The fear of spiritual debasement came full circle for the mutineers. The British deliberately defiled rebel sepoys that were caught. Some were blown from cannon. Some Hindus were smeared with cow fat before they were hanged. Some Muslim rebels were forced to chew pig fat (Peers 71).

There were many reasons why the spontaneous uprising failed. From the beginning, it lacked organization and coordination to spread it further afield. Because the rebellion occurred mostly in the North, the small British army moved its troops from quieter parts of India and concentrated them on the static rebel stronghold of Delhi. Though sepoy morale and motivation was usually high, the rebels lacked military leadership and discipline. Looting by rebel forces and a general lack of order scared off civilian support. As a result, few princes and local rulers backed the rebellion (Fremont-Barnes 86). Most importantly, the majority of troops in the imperial army were loyal Indians. Had they been less reliable, British rule would surely have come to an end. For example, Sikhs in the Punjab had only recently been conquered in 1848 but did not rebel. Instead, they became highly reliable imperial soldiers willing to volunteer to fight against the mostly Hindu Sepoy rebels (Peers 71).

The Sepoy Uprising left a lasting legacy. Neither side in the conflict conducted themselves honorably.
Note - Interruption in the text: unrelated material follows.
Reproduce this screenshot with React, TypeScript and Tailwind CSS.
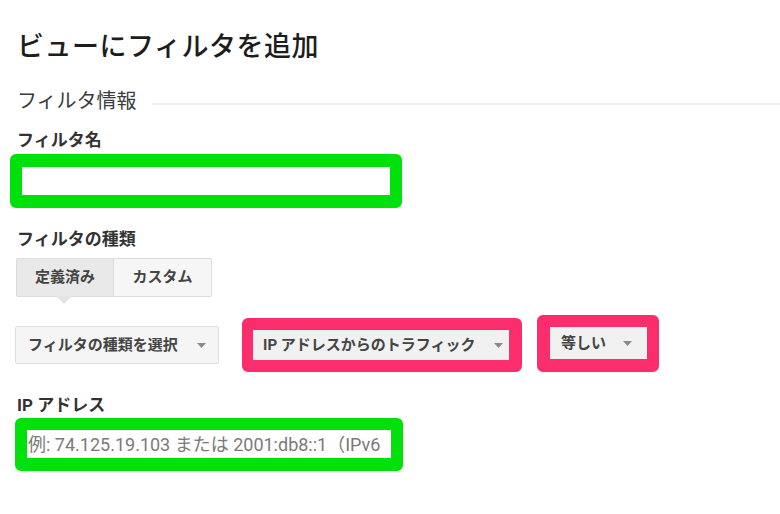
const font = { fontFamily: "Roboto, 'Noto Sans CJK JP', sans-serif" };

function Caret() {
  return (
    <svg className="w-[9px] h-[5px] shrink-0" viewBox="0 0 9 5">
      <path d="M0 0h9L4.5 5z" fill="#8a8a8a" />
    </svg>
  );
}

export default function App() {
  return (
    <div
      className="w-[780px] h-[514px] bg-white overflow-hidden text-[#333] flex flex-col"
      style={font}
    >
      <h1 className="ml-[17px] mt-[31px] text-[27px] leading-[32px] font-medium text-[#1d1d1d] tracking-[0.5px]">
        ビューにフィルタを追加
      </h1>

      <div className="flex items-center mt-[26px]">
        <h2 className="ml-[17px] text-[20px] leading-[24px] text-[#3c3c3c]">フィルタ情報</h2>
        <div className="flex-1 h-[2px] bg-[#efefef] ml-[15px] mt-[6px]" />
      </div>

      <label className="ml-[17px] mt-[17px] text-[17px] leading-[20px] font-bold text-[#333]">
        フィルタ名
      </label>
      <div className="ml-[10px] mt-[4px] w-[392px] border-[#00e00b] border-t-[13px] border-b-[13px] border-x-[12px] rounded-[6px]">
        <div className="h-[28px] bg-white" />
      </div>

      <label className="ml-[17px] mt-[21px] text-[17px] leading-[20px] font-bold text-[#333]">
        フィルタの種類
      </label>
      <div className="ml-[16px] mt-[9px] flex w-[196px] h-[39px] text-[15px] font-bold text-[#444]">
        <div className="relative w-[98px] flex items-center justify-center bg-[#e9e9e9] border border-[#dcdcdc] rounded-l-[2px]">
          定義済み
          <div className="absolute left-[39px] top-full w-0 h-0 border-l-[8px] border-r-[8px] border-t-[8px] border-l-transparent border-r-transparent border-t-[#e4e4e4]" />
        </div>
        <div className="flex-1 flex items-center justify-center bg-[#f6f6f6] border border-l-0 border-[#dcdcdc] rounded-r-[2px]">
          カスタム
        </div>
      </div>

      <div className="flex items-center mt-[21px] text-[15px] font-bold text-[#444]">
        <div className="ml-[15px] w-[204px] h-[38px] flex items-center justify-between pl-[12px] pr-[12px] bg-[#f5f5f5] border border-[#dedede] rounded-[2px]">
          <span>フィルタの種類を選択</span>
          <Caret />
        </div>
        <div className="ml-[23px] w-[280px] border-[#fc2d6c] border-l-[11px] border-r-[13px] border-y-[12px] rounded-[6px]">
          <div className="h-[30px] flex items-center justify-between pl-[10px] pr-[6px] bg-[#f1f1f1]">
            <span>IP アドレスからのトラフィック</span>
            <Caret />
          </div>
        </div>
        <div className="ml-[15px] -mt-[3px] w-[122px] border-[#fc2d6c] border-l-[13px] border-r-[12px] border-t-[12px] border-b-[13px] rounded-[6px]">
          <div className="h-[32px] flex items-center justify-between pl-[11px] pr-[15px] bg-[#f1f1f1]">
            <span>等しい</span>
            <Caret />
          </div>
        </div>
      </div>

      <label className="ml-[17px] mt-[23px] text-[17px] leading-[20px] font-bold text-[#333]">
        IP アドレス
      </label>
      <div className="ml-[15px] mt-[3px] w-[388px] border-[#00e00b] border-t-[12px] border-b-[13px] border-x-[12px] rounded-[6px]">
        <div className="h-[28px] bg-white flex items-center whitespace-nowrap pl-[1px] text-[18px] text-[#7a7a7a]">
          例: 74.125.19.103 または 2001:db8::1（IPv6
        </div>
      </div>
    </div>
  );
}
The brutality of the war resulted in a climate of fear and distrust. The British no longer recruited sepoys from high caste Hindus in Bengal. Instead, the groups that proved their loyalty during the rebellion—such as the Sikhs from the Punjab—were given preferential access to the Indian Army. The British Empire would lean heavily on this Indian Army to keep the peace in India and abroad.